Por essa altura, o amigo Domingos assumia a presidência do Conselho Nacional de Educação. A Presidente cessante, a Maria Emília, assim se referiu à escola de que vos falo nesta cartinha:
“Num colóquio, a alguém que lamentava os professores da escola da Ponte por “terem que ser missionários”, respondeu José Pacheco: “Antes missionários, que demissionários!” (…) Parece haver consenso quanto à necessidade de busca de novas formas de escolarização e de organização escolar, de adequação a novos paradigmas de mudança.
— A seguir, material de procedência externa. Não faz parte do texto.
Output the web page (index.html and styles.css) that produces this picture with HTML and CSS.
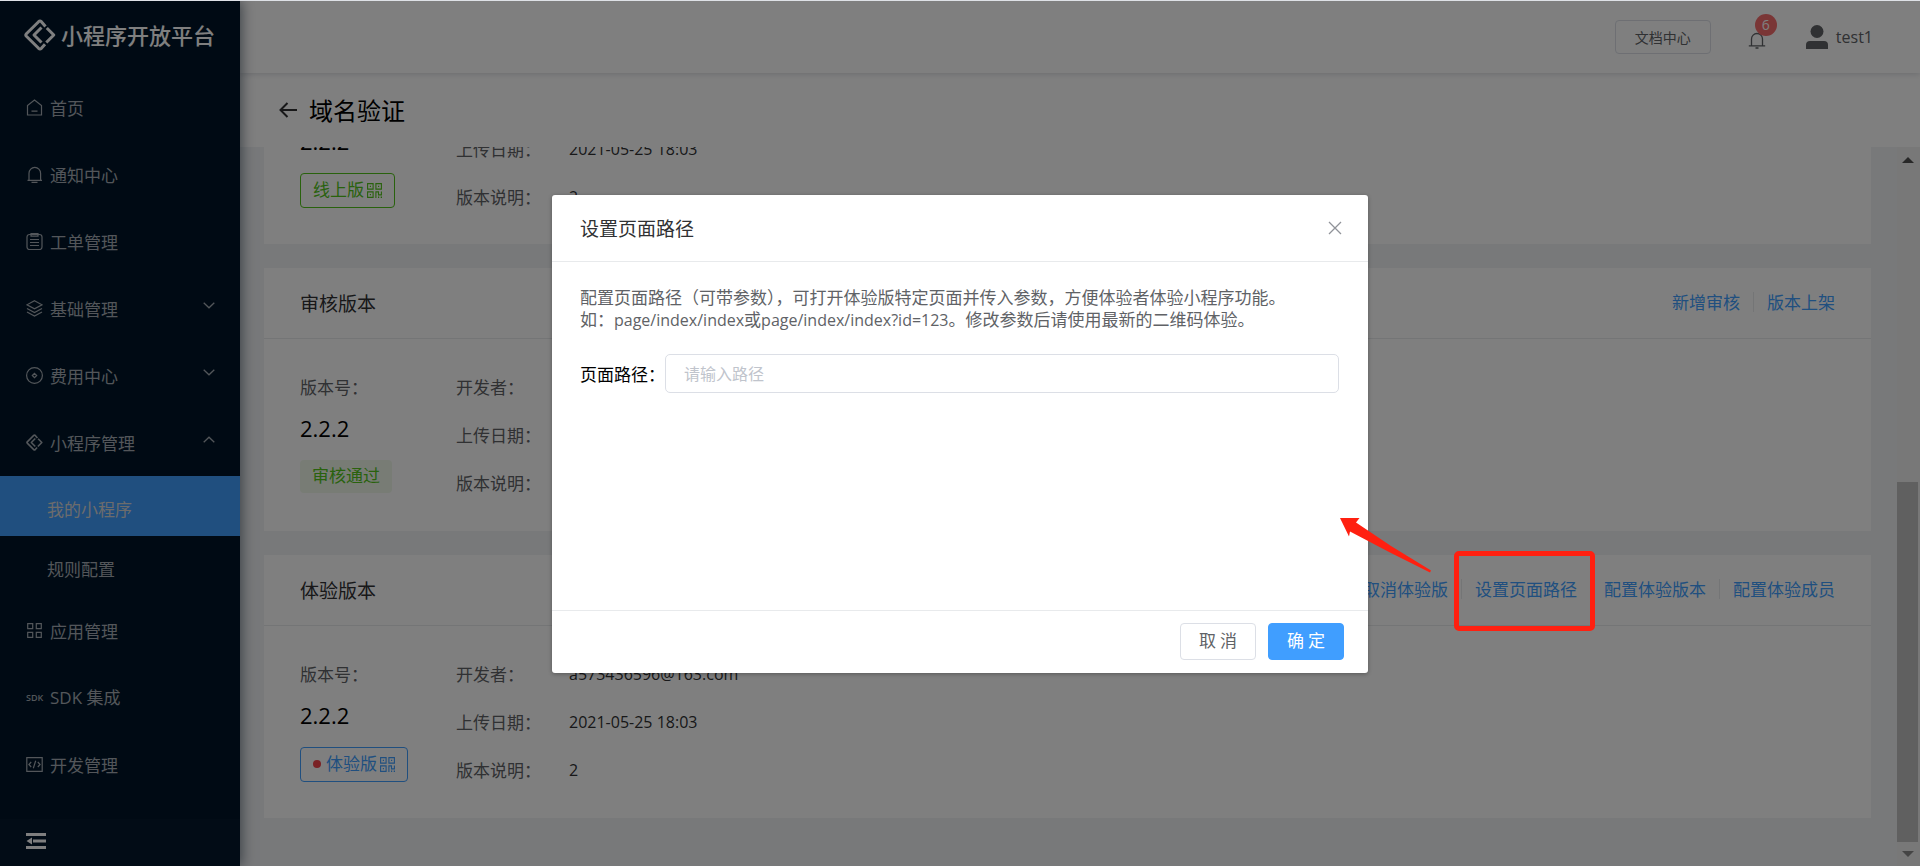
FILE: index.html
```html
<!DOCTYPE html>
<html lang="zh-CN">
<head>
<meta charset="utf-8">
<title>小程序开放平台</title>
<link rel="stylesheet" href="styles.css">
</head>
<body>
<svg class="defs" width="0" height="0" aria-hidden="true">
  <symbol id="qr" viewBox="0 0 15 15">
    <path fill="none" stroke="currentColor" stroke-width="1.1" d="M.6.6h5.5v5.5H.6zM8.900.6h5.500v5.500H8.900zM.6 8.900h5.500v5.500H.6zM8.900 15V8.900h2.600v3h2.900V8.500"/>
    <path fill="currentColor" d="M2.800 2.800h1.200v1.200H2.800zM11 2.800h1.200v1.200H11zM2.800 11h1.200v1.200H2.800zM11 13.600h1.200V15H11zM13.700 13.600H15V15h-1.300z"/>
  </symbol>
  <symbol id="brand" viewBox="0 0 32 32">
    <g fill="none" stroke="currentColor" stroke-width="3" stroke-linejoin="round">
      <path d="M21.500 7.500 17.400 2.700q-1.400-1.300-2.800 0L2.400 14.700q-1.200 1.300 0 2.600l12.200 12q1.400 1.300 2.800 0l3.600-4"/>
      <path d="M17.500 8.500 10 16l7.500 7.500"/>
      <path d="m22.800 9 7 7-7.500 7.500"/>
    </g>
  </symbol>
  <symbol id="down" viewBox="0 0 12 7"><path fill="none" stroke="currentColor" stroke-width="1.300" d="m.7.8 5.300 5 5.300-5"/></symbol>
</svg>

<div class="app">
  <aside class="side">
    <div class="logo"><svg width="32" height="32"><use href="#brand"/></svg><span>小程序开放平台</span></div>
    <nav class="menu">
      <a class="item" href="#"><svg class="ico" viewBox="0 0 17 17"><path d="M1.500 16V6.500l7-5.500 7 5.500V16zM5.500 12.200h6"/></svg>首页</a>
      <a class="item" href="#"><svg class="ico" viewBox="0 0 17 17"><path d="M3 14V7.200a5.800 5.800 0 0 1 11.600 0V14M1.500 14.300h14.500M5.500 16.300h6"/></svg>通知中心</a>
      <a class="item" href="#"><svg class="ico" viewBox="0 0 17 17"><rect x="1" y="1.500" width="15" height="15" rx="2.500"/><path d="M5 .7h7v2.500H5zM4 6.500h9M4 9.500h9M4 12.500h9"/></svg>工单管理</a>
      <a class="item" href="#"><svg class="ico" viewBox="0 0 17 17"><path d="m8.500.8 7.500 4-7.500 4-7.500-4zM1 8.500l7.500 4 7.500-4M1 12l7.500 4 7.500-4"/></svg>基础管理<svg class="chev" viewBox="0 0 12 7"><use href="#down"/></svg></a>
      <a class="item" href="#"><svg class="ico" viewBox="0 0 17 17"><circle cx="8.500" cy="8.500" r="7.900"/><path d="m8.500 6.300 2.200 2.200-2.200 2.200-2.200-2.200z"/></svg>费用中心<svg class="chev" viewBox="0 0 12 7"><use href="#down"/></svg></a>
      <a class="item" href="#"><svg class="ico brand" viewBox="0 0 32 32"><use href="#brand"/></svg>小程序管理<svg class="chev up" viewBox="0 0 12 7"><use href="#down"/></svg></a>
      <div class="sub">
        <a class="subitem active" href="#">我的小程序</a>
        <a class="subitem" href="#">规则配置</a>
      </div>
      <a class="item" href="#"><svg class="ico" viewBox="0 0 17 17"><path d="M1.700 1.700h5v5h-5zM10.300 1.700h5v5h-5zM1.700 10.300h5v5h-5zM10.300 10.300h5v5h-5z"/></svg>应用管理</a>
      <a class="item sdk-item" href="#"><span class="sdk">SDK</span>SDK 集成</a>
      <a class="item" href="#"><svg class="ico" viewBox="0 0 17 17"><path d="M.8 1.700h15.400v13.600H.8zM5.200 6 2.900 8.500 5.200 11M11.800 6l2.300 2.500-2.300 2.500M9.700 4.800 7.300 12.200"/></svg>开发管理</a>
    </nav>
    <div class="side-foot"><button class="fold" aria-label="收起菜单"><svg width="20" height="16" viewBox="0 0 20 16"><path fill="currentColor" d="M0 0h20v3H0zM7 6.500h13v3H7zM0 13h20v3H0zM6 4.500v7L.5 8z"/></svg></button></div>
  </aside>

  <div class="page">
    <header class="top">
      <button class="doc">文档中心</button>
      <button class="bell" aria-label="通知"><svg width="18" height="18" viewBox="0 0 18 18"><path fill="none" stroke="currentColor" stroke-width="1.300" d="M3.500 14.500V8a5.500 5.500 0 0 1 11 0v6.500M.8 14.800h16.400M7.500 17h3"/></svg><span class="badge">6</span></button>
      <div class="user"><svg width="22" height="24" viewBox="0 0 22 24"><circle cx="11" cy="6.500" r="6.500" fill="currentColor"/><path fill="currentColor" d="M0 24v-4q0-4 4-4h14q4 0 4 4v4z"/></svg><span>test1</span></div>
    </header>
    <div class="heading"><button class="back" aria-label="返回"><svg width="18" height="16" viewBox="0 0 18 16"><path fill="none" stroke="currentColor" stroke-width="2" d="M18 8H1.500M8.500 1 1.500 8l7 7"/></svg></button><h1>域名验证</h1></div>

    <div class="body">
      <main class="cards">
        <section class="card scrolled">
          <div class="card-body">
            <div class="ver"><span class="num">2.2.2</span><span class="tag line green">线上版<svg class="qr"><use href="#qr"/></svg></span></div>
            <dl class="info"><dt>上传日期：</dt><dd>2021-05-25 18:03</dd><dt>版本说明：</dt><dd>2</dd></dl>
          </div>
        </section>
        <section class="card">
          <div class="card-head"><h2>审核版本</h2><div class="acts"><a href="#">新增审核</a><a href="#">版本上架</a></div></div>
          <div class="card-body">
            <div class="ver"><span class="lab">版本号：</span><span class="num">2.2.2</span><span class="tag fill">审核通过</span></div>
            <dl class="info"><dt>开发者：</dt><dd></dd><dt>上传日期：</dt><dd></dd><dt>版本说明：</dt><dd></dd></dl>
          </div>
        </section>
        <section class="card">
          <div class="card-head"><h2>体验版本</h2><div class="acts"><a href="#">取消体验版</a><a href="#">设置页面路径</a><a href="#">配置体验版本</a><a href="#">配置体验成员</a></div></div>
          <div class="card-body">
            <div class="ver"><span class="lab">版本号：</span><span class="num">2.2.2</span><span class="tag line blue"><i class="dot"></i>体验版<svg class="qr"><use href="#qr"/></svg></span></div>
            <dl class="info"><dt>开发者：</dt><dd>a573436596@163.com</dd><dt>上传日期：</dt><dd>2021-05-25 18:03</dd><dt>版本说明：</dt><dd>2</dd></dl>
          </div>
        </section>
      </main>
      <div class="track" aria-hidden="true"><i class="tri"></i><i class="thumb"></i><i class="tri bottom"></i></div>
    </div>
  </div>

  <div class="mask">
    <div class="modal" role="dialog" aria-labelledby="dlg">
      <div class="modal-head"><h3 id="dlg">设置页面路径</h3><button class="close" aria-label="关闭"><svg width="14" height="14" viewBox="0 0 14 14"><path fill="none" stroke="currentColor" stroke-width="1.300" d="m1 1 12 12M13 1 1 13"/></svg></button></div>
      <div class="modal-body">
        <p>配置页面路径（可带参数），可打开体验版特定页面并传入参数，方便体验者体验小程序功能。<br>如：<span class="latin">page/index/index</span>或<span class="latin">page/index/index?id=123</span>。修改参数后请使用最新的二维码体验。</p>
        <div class="field"><label for="path">页面路径：</label><input id="path" type="text" placeholder="请输入路径"></div>
      </div>
      <div class="modal-foot"><button class="btn">取 消</button><button class="btn primary">确 定</button></div>
    </div>
  </div>
  <div class="frame"></div>
  <svg class="arrow" width="92" height="56" viewBox="0 0 92 56"><path fill="#ff2010" d="M0 0h19.500l-3.500 4.500L51 28 91 52.500 90 54.500 50 34.500 10 13.500l-1 5z"/></svg>
</div>
</body>
</html>
```
FILE: styles.css
```css
* { box-sizing: border-box; }
body { margin: 0; color: #303133; font: 400 17px/24px "Noto Sans CJK SC", sans-serif; }
h1, h2, h3, p, dl, dd { margin: 0; font-weight: inherit; }
a { color: inherit; text-decoration: none; }
button { padding: 0; border: 0; background: none; color: inherit; font: inherit; cursor: pointer; }
.defs { position: absolute; }
.latin { font-family: "Open Sans", "Noto Sans CJK SC", sans-serif; font-size: 16px; }

.app { position: relative; display: flex; height: 100vh; overflow: hidden; border-top: 1px solid #dee1e6; }
.side { position: relative; z-index: 1; display: flex; flex-direction: column; flex: none; width: 240px; background: #001529; box-shadow: 2px 0 12px rgba(0, 21, 41, .5); color: #a6adb4; }
.logo { display: flex; align-items: center; gap: 5px; height: 73px; padding: 0 24px 5px; color: #fff; font-size: 22px; font-weight: 500; }
.logo span { padding-bottom: 3px; }
.menu { flex: 1; }
.item { display: flex; align-items: center; height: 67px; padding: 0 26px; }
.ico { width: 17px; height: 17px; margin-right: 7px; fill: none; stroke: currentColor; stroke-width: 1.2; }
.brand { stroke: none; }
.chev { width: 12px; height: 7px; margin: 0 -1px 6px auto; }
.up { transform: rotate(180deg); }
.sdk-item { font-family: "Open Sans", "Noto Sans CJK SC", sans-serif; }
.sdk { width: 24px; font: 600 9px/16px "Open Sans", sans-serif; }
.sub { padding-bottom: 1px; }
.subitem { display: flex; align-items: center; height: 60px; padding: 5px 47px 0; }
.active { background: #409eff; color: #d9d9d9; }
.side-foot { display: flex; align-items: center; height: 47px; padding: 0 26px 3px; background: #04182d; color: #fff; }
.fold { display: flex; }

.page { display: flex; flex-direction: column; flex: 1; min-width: 0; }
.top { position: relative; display: flex; align-items: center; justify-content: flex-end; height: 72px; padding-right: 47px; background: #fff; box-shadow: 0 1px 6px rgba(0, 21, 41, .16); color: #606266; }
.doc { width: 96px; height: 34px; padding-bottom: 1px; border: 1px solid #dcdfe6; border-radius: 4px; font-size: 14px; }
.bell { position: relative; display: flex; margin: 6px 40px 0 37px; }
.badge { position: absolute; top: -17px; left: 7px; width: 22px; height: 22px; border-radius: 11px; background: #f56c6c; color: #fff; font: 400 14px/22px "Open Sans", sans-serif; }
.user { display: flex; align-items: center; gap: 8px; font: 400 16px/24px "Open Sans", sans-serif; }
.heading { display: flex; align-items: center; gap: 12px; height: 74px; padding-left: 39px; background: #fff; }
.heading h1 { color: #000; font-size: 24px; line-height: 32px; }
.back { display: flex; }

.body { display: flex; flex: 1; min-height: 0; background: #f0f2f5; }
.cards { display: flex; flex: 1; flex-direction: column; justify-content: flex-end; gap: 24px; min-width: 0; padding: 0 26px 48px 24px; overflow: hidden; }
.card { flex: none; background: #fff; }
.card-head { display: flex; align-items: center; justify-content: space-between; height: 71px; padding: 0 36px; border-bottom: 1px solid #e8eaec; }
.card-head h2 { font-size: 19px; }
.acts { display: flex; align-items: center; padding-bottom: 3px; color: #409eff; }
.acts a { line-height: 20px; }
.acts a + a { margin-left: 13px; padding-left: 13px; border-left: 1px solid #e8eaec; }
.card-body { display: flex; height: 192px; padding: 36px 36px 0; }
.ver { display: flex; flex-direction: column; align-items: flex-start; width: 156px; }
.lab, .info dt { color: #606266; }
.num { margin: 13px 0 16px; color: #000; font: 400 22px/32px "Open Sans", sans-serif; }
.tag { display: flex; align-items: center; height: 33px; padding: 0 12px 3px; border-radius: 4px; }
.fill { background: #f0f9eb; color: #52c41a; }
.line { height: 35px; border: 1px solid; }
.green { color: #52c41a; }
.blue { color: #409eff; }
.dot { width: 8px; height: 8px; margin: 2px 5px 0 0; border-radius: 4px; background: #f5454b; }
.qr { width: 15px; height: 15px; margin: 2px 0 0 3px; }
.info { display: grid; grid-template-columns: 113px auto; grid-auto-rows: 24px; gap: 24px 0; }
.info dd { font: 400 16px/24px "Open Sans", sans-serif; }
.scrolled .card-body { height: 119px; padding-top: 0; }
.scrolled .num { margin-top: 0; }
.scrolled .info { padding-top: 12px; }

.track { display: flex; flex-direction: column; align-items: center; width: 23px; padding: 10px 2px 9px 0; background: #f1f1f1; }
.tri { border: 6px solid transparent; border-top: 0; border-bottom-color: #505050; }
.thumb { width: 21px; height: 360px; margin: auto 0 9px; background: #c1c1c1; }
.tri.bottom { border-bottom-color: #8a8a8a; transform: rotate(180deg); }

.mask { position: absolute; inset: 0; z-index: 2; display: flex; align-items: flex-start; justify-content: center; padding-top: 194px; background: rgba(0, 0, 0, .5); }
.modal { display: flex; flex-direction: column; width: 816px; min-height: 478px; border-radius: 3px; background: #fff; box-shadow: 0 1px 4px rgba(0, 0, 0, .3); }
.modal-head { display: flex; align-items: center; justify-content: space-between; height: 67px; padding: 0 26px 0 28px; border-bottom: 1px solid #e8eaec; }
.modal-head h3 { font-size: 19px; }
.close { display: flex; color: #909399; }
.modal-body { flex: 1; padding: 24px 29px 0 28px; }
.modal-body p { color: #606266; line-height: 22px; }
.field { display: flex; align-items: center; margin-top: 23px; color: #000; }
.field label { flex: none; width: 85px; white-space: nowrap; }
.field input { flex: 1; min-width: 0; height: 39px; padding: 0 18px 2px; border: 1px solid #dcdfe6; border-radius: 5px; font: inherit; font-size: 16px; }
.field input::placeholder { color: #c0c4cc; }
.modal-foot { display: flex; align-items: center; justify-content: flex-end; gap: 12px; height: 63px; padding: 0 24px 1px; border-top: 1px solid #e8eaec; }
.btn { width: 76px; height: 37px; padding-bottom: 3px; border: 1px solid #dcdfe6; border-radius: 4px; color: #606266; }
.primary { border-color: #409eff; background: #409eff; color: #fff; }

.frame { position: absolute; top: 550px; left: 1454px; z-index: 3; width: 141px; height: 80px; border: 5px solid #ff2010; border-radius: 5px; }
.arrow { position: absolute; top: 517px; left: 1340px; z-index: 3; }
```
E por que é importante a experiência da Ponte?
Em primeiro lugar, como um exemplo possível duma escola pública diferente, que desnaturaliza algumas características da escola tradicional e quer ter em conta as mudanças económicas, políticas e tecnológicas ocorridas ou em curso e, ao mesmo tempo, reforçar e desenvolver as suas qualidades democráticas e democratizadoras.
Em segundo lugar, como um ensaio de modos de inovar que sejam desejados e construídos pelos próprios interessados, designadamente pelos professores, a partir da escola, da sua situação, dos seus atores e parceiros.
Em terceiro lugar, como uma concretização de uma teoria e de uma prática de formação de professores baseadas “no exercício profissional em contexto, combinando a ação e a reflexão coletivas”.